Yup, I think you may be right. I built two loads that should be near optimum, working the formula ideal BHN = chamber pressure /1920. For BHN 5 - the lapping bullets from beartooth, I came up with desirable chamber pressure of 9200 psi, easily achievable with Universal Clays. I picked through the box of bullets and came up with 24 with diameter of .454, 1-2 thousandths over my .4525 groove diameter. Anticipating a velocity around 700fps I went with the soft home made lube.

I did similar with the BHN 15 bullets I had from Rim Rock, trusting their lube was appropriate for aniticpated velocity of 1100fps.

In both cases I fired 24 rounds.
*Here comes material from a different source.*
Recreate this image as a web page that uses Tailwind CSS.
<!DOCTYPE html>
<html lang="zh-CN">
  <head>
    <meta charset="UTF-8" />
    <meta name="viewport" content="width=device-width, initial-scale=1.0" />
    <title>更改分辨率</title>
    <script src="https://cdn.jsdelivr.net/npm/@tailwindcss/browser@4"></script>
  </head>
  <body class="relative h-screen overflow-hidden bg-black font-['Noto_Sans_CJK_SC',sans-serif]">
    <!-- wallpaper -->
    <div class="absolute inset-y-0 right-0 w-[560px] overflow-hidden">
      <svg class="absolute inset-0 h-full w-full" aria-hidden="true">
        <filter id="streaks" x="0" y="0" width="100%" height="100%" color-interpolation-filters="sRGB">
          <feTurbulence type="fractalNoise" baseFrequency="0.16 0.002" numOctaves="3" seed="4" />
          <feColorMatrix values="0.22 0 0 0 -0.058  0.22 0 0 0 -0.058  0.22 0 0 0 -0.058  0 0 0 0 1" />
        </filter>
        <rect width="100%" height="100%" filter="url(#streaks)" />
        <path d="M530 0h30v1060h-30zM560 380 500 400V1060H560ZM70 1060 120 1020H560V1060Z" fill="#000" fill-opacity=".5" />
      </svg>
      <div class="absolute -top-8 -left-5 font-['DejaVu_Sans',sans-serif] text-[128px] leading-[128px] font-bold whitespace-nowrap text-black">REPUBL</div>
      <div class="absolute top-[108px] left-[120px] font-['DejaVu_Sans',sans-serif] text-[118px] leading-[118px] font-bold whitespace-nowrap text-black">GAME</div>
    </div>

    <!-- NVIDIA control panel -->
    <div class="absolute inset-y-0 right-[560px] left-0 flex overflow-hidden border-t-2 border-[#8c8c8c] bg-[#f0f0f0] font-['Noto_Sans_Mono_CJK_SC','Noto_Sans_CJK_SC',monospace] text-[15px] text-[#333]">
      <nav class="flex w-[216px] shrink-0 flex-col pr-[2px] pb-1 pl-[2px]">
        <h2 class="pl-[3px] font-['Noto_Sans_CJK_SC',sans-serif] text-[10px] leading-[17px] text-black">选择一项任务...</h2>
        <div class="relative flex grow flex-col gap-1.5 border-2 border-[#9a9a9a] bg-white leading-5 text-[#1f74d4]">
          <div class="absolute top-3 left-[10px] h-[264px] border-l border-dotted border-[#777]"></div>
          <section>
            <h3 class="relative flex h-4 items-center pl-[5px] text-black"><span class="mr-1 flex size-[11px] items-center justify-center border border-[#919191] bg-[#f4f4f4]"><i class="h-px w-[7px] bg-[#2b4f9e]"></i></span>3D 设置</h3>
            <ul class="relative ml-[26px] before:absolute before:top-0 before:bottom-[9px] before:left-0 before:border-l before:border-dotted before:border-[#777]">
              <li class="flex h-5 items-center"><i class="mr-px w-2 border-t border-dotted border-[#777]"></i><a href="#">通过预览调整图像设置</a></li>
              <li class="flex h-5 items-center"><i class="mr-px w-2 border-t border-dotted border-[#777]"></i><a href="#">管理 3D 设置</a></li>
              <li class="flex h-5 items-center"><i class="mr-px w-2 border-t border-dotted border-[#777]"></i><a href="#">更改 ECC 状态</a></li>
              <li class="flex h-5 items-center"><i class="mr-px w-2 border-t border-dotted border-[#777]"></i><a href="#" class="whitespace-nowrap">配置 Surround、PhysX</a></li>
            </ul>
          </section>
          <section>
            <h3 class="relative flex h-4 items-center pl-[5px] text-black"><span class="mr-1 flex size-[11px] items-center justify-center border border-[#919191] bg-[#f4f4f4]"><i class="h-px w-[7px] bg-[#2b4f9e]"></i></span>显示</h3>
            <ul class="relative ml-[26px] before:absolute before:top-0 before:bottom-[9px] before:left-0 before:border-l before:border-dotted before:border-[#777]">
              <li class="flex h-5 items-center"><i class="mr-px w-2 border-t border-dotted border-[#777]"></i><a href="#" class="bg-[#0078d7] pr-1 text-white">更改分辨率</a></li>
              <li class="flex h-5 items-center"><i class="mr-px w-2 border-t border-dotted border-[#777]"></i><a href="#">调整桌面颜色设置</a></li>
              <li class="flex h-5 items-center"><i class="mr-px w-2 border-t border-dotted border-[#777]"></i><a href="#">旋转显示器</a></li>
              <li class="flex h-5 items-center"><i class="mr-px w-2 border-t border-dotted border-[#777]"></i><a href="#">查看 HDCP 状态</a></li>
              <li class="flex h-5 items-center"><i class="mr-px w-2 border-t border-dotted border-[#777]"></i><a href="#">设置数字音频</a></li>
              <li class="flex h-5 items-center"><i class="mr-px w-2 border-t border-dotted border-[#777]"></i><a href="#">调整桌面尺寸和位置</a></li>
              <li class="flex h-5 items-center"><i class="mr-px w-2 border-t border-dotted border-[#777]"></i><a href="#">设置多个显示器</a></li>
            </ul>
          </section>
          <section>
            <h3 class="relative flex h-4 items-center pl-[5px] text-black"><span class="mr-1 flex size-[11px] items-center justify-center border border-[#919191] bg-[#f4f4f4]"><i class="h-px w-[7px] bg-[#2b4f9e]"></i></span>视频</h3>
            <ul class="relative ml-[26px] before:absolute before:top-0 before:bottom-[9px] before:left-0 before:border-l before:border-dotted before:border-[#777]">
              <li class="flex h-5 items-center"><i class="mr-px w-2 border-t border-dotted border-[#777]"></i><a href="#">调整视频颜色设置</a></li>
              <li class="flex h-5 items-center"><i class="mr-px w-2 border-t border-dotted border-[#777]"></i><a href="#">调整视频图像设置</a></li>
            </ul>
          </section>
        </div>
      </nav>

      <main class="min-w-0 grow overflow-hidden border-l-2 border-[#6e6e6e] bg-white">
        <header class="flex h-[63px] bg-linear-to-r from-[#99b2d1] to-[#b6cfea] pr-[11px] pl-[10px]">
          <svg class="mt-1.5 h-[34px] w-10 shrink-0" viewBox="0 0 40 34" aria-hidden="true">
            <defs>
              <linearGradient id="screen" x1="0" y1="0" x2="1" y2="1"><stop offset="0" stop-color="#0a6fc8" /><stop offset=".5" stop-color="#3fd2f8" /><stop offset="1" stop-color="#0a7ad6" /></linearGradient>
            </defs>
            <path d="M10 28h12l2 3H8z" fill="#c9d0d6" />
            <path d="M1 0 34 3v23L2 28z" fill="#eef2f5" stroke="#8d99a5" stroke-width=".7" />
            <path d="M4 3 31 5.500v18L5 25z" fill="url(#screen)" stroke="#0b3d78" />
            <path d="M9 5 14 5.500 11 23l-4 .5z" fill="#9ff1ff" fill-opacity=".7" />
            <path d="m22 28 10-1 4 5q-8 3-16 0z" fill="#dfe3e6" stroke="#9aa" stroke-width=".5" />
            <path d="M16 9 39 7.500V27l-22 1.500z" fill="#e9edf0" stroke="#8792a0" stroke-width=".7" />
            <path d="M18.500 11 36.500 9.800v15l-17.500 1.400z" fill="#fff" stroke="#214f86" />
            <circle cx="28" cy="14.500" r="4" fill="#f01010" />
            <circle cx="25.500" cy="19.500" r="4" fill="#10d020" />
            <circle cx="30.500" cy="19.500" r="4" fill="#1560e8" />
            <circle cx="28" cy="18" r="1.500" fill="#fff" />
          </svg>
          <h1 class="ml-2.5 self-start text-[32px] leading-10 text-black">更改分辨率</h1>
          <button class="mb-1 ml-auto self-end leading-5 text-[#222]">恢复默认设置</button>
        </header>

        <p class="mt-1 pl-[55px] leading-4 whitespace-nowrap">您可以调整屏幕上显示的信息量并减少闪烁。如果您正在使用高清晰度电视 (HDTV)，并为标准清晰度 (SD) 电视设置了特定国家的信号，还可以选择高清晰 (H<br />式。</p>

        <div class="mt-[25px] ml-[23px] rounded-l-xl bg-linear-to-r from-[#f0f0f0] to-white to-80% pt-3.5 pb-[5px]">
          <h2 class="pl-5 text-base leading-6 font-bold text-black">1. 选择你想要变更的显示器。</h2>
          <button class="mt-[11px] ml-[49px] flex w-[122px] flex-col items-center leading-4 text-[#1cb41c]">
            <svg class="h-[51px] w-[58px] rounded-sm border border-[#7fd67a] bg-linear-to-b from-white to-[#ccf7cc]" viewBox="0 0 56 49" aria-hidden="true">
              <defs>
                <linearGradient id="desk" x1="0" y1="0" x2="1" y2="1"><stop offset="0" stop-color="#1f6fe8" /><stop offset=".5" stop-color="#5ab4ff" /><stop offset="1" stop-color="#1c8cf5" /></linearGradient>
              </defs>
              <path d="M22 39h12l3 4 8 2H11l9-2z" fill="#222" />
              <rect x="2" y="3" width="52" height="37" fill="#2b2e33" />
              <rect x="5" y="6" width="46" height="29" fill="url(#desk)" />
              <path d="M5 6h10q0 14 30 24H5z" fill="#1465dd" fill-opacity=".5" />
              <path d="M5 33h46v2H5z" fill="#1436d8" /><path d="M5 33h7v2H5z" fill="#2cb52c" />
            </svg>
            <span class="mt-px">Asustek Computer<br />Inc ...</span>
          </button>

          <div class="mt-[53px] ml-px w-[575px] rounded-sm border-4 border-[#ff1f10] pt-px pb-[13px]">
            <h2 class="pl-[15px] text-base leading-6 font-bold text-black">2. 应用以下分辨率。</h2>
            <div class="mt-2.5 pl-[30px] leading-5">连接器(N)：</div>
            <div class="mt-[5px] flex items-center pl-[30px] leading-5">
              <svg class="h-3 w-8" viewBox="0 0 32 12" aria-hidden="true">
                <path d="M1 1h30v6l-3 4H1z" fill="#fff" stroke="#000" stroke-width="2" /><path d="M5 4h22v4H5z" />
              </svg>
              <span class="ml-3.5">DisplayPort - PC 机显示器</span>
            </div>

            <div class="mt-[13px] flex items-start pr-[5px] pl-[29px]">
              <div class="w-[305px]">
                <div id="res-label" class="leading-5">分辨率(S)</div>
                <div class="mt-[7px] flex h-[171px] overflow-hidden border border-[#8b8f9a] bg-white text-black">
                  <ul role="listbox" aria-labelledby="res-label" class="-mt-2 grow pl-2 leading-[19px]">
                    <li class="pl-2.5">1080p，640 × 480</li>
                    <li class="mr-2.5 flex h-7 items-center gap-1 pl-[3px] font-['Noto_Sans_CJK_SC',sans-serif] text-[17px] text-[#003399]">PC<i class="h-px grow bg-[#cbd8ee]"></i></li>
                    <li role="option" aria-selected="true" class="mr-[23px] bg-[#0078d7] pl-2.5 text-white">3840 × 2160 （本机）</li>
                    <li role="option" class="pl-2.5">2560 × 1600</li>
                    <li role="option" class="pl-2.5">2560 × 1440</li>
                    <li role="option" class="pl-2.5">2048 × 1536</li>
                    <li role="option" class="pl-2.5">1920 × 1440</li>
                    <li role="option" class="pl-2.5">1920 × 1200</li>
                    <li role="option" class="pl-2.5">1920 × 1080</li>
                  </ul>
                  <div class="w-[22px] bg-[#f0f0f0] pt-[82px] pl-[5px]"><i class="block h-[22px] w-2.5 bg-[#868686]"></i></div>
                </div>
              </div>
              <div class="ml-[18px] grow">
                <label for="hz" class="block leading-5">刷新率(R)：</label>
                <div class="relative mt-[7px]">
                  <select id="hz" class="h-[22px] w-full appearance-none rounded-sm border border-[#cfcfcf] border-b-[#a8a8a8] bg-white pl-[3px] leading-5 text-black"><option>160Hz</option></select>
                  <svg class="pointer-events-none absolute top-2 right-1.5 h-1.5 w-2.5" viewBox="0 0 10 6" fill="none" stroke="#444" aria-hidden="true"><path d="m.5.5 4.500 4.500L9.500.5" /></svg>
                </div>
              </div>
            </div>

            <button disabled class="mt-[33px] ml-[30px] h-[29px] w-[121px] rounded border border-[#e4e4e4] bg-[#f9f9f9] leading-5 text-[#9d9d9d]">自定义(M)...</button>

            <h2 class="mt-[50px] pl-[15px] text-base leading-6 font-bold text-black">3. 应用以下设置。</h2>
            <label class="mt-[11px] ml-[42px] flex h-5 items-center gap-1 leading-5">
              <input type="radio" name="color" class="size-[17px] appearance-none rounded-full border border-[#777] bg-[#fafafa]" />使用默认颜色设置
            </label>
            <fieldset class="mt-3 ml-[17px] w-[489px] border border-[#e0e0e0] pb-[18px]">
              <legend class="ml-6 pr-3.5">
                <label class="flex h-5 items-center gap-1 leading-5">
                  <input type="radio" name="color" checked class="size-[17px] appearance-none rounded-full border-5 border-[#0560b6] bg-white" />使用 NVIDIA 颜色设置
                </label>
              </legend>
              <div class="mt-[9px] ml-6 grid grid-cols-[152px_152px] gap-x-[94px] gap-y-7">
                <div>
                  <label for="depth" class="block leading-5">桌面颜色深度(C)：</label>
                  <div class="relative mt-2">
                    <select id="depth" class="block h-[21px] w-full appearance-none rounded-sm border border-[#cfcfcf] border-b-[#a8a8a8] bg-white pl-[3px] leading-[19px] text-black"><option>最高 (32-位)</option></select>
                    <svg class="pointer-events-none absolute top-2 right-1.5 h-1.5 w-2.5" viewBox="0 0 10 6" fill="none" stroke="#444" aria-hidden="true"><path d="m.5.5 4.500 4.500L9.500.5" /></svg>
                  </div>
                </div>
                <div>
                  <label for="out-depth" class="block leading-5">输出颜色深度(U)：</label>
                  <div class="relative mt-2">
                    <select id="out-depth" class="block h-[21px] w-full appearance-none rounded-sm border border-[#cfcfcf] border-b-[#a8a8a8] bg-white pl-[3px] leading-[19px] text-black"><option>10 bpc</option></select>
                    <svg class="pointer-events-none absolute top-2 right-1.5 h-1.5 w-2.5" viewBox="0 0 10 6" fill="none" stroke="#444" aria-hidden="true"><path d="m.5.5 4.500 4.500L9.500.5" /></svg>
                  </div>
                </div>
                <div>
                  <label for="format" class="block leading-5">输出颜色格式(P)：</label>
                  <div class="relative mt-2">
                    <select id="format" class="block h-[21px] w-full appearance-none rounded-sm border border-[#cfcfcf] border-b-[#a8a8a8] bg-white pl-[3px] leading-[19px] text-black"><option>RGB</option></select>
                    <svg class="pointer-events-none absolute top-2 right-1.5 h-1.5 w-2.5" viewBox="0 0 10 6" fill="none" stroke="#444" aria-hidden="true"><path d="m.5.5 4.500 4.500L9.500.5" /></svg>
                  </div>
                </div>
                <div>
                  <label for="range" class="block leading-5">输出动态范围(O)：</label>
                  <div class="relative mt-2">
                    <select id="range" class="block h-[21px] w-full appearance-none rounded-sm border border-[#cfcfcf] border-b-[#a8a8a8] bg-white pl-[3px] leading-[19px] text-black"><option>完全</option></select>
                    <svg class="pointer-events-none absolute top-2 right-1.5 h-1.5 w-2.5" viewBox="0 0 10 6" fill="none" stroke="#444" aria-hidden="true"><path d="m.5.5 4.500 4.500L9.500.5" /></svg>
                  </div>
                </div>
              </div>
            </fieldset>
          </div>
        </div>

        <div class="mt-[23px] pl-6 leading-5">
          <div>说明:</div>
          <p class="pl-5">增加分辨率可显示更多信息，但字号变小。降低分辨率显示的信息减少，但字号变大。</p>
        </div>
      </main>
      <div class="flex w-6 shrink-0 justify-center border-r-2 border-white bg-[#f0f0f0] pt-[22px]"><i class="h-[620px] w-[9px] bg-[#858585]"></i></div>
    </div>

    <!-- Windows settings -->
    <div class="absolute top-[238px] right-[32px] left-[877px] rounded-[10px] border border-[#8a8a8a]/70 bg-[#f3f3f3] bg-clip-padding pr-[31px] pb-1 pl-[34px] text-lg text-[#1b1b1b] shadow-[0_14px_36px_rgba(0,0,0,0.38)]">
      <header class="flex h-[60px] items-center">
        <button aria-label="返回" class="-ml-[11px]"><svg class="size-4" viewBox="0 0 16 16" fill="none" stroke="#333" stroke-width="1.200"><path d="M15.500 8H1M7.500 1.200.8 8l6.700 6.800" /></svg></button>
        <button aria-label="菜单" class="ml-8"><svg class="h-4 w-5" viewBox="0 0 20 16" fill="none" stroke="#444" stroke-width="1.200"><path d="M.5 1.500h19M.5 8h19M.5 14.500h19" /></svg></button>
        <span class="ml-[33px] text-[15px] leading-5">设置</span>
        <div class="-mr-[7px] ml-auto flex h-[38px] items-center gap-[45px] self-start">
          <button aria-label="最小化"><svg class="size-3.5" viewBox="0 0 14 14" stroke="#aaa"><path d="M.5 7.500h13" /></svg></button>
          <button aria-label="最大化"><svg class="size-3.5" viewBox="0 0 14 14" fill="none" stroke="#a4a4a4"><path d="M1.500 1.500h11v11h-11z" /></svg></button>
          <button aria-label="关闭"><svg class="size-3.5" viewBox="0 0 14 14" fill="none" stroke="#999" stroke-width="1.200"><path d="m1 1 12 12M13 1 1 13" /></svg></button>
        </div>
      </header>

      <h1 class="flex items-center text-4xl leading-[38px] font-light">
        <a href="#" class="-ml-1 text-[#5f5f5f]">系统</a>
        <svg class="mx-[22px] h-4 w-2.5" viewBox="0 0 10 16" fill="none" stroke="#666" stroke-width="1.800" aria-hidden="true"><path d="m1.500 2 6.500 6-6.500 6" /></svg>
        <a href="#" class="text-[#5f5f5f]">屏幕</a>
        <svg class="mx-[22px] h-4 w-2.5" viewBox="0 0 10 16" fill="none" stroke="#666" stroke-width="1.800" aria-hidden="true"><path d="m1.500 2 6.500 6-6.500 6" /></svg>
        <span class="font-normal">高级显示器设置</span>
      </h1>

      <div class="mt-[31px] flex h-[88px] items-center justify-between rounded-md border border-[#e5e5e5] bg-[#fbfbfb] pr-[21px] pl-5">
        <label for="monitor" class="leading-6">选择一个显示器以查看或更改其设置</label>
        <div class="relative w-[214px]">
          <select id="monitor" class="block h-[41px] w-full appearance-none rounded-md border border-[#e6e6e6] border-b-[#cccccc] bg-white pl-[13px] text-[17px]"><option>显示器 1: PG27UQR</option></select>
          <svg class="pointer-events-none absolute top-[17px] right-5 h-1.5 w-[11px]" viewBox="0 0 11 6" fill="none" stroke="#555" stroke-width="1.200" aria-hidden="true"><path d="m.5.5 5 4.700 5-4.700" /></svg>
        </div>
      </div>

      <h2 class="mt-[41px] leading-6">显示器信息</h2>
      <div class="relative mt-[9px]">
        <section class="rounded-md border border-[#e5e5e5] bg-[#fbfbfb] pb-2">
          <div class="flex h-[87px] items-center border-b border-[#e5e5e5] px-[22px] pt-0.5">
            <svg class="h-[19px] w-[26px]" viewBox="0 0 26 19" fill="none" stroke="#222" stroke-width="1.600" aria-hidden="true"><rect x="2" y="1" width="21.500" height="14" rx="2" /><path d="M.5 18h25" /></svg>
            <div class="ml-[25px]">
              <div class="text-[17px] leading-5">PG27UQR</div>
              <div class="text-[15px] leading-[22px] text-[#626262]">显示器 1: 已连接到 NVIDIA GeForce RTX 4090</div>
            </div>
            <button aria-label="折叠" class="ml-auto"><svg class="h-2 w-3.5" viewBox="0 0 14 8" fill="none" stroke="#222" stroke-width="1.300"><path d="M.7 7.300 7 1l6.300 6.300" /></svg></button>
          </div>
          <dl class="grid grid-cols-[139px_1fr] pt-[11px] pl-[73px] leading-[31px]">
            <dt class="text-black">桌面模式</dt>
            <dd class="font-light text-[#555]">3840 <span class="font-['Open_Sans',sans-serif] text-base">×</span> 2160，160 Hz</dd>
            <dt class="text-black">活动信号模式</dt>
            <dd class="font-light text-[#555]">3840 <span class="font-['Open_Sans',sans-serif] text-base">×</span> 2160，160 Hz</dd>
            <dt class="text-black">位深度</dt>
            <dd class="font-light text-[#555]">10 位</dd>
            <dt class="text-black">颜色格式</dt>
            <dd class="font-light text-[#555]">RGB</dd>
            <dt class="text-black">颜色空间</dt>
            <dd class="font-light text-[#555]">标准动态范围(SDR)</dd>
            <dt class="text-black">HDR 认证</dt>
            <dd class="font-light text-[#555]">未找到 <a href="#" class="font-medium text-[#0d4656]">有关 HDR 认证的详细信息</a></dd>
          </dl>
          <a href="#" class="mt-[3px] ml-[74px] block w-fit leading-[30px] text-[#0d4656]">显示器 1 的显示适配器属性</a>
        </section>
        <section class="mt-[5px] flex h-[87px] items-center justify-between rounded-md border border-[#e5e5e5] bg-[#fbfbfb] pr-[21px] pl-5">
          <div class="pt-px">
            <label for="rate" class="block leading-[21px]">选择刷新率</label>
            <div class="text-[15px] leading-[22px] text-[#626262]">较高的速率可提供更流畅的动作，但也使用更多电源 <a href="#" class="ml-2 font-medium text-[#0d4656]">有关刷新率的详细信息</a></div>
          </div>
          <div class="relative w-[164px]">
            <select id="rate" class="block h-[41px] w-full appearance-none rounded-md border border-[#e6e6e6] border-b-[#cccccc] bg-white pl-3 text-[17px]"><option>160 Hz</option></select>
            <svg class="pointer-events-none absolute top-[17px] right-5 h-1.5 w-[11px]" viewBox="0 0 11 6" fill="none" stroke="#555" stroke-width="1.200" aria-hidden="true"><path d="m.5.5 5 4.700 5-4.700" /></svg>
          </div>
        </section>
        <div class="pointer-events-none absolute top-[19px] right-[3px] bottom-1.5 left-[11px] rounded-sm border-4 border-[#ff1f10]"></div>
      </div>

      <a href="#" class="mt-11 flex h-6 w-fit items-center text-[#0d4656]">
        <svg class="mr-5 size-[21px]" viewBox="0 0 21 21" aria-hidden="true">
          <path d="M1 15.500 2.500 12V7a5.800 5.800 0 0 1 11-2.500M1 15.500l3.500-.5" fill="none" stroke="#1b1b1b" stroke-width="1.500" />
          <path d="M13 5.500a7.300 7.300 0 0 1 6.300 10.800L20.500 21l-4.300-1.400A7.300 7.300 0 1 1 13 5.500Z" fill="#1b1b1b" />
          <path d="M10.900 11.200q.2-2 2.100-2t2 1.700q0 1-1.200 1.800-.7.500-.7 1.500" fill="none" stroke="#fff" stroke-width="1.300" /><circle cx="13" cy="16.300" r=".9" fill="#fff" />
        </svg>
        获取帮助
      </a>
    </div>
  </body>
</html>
The BHN five load produced my best group yet, 3x5 inches at 25 yards, and no visible leading after 24 rounds, just powder residue in the bore. 250grains at 700fps is not exactly a bear stopper, but hot diggety dog I had the gun clean in about three minutes - a good change with this thing.

The BHN 15 load left a bit of leading at the breech of the barrel, but nothing on the trailing edge of the rifling out in the barrel where most of my leading problems have been in the past.

Sending 280 grains downrange at 900fps puts me at about BHN =12, and I found two internet vendors that can size BHN 12 to .454. I do want to express my thanks to all y'all who have traded me stuff for bullets, blowing $70 on a box of bullets from outside and getting a data point with 480 bullets left in the box has been expensive.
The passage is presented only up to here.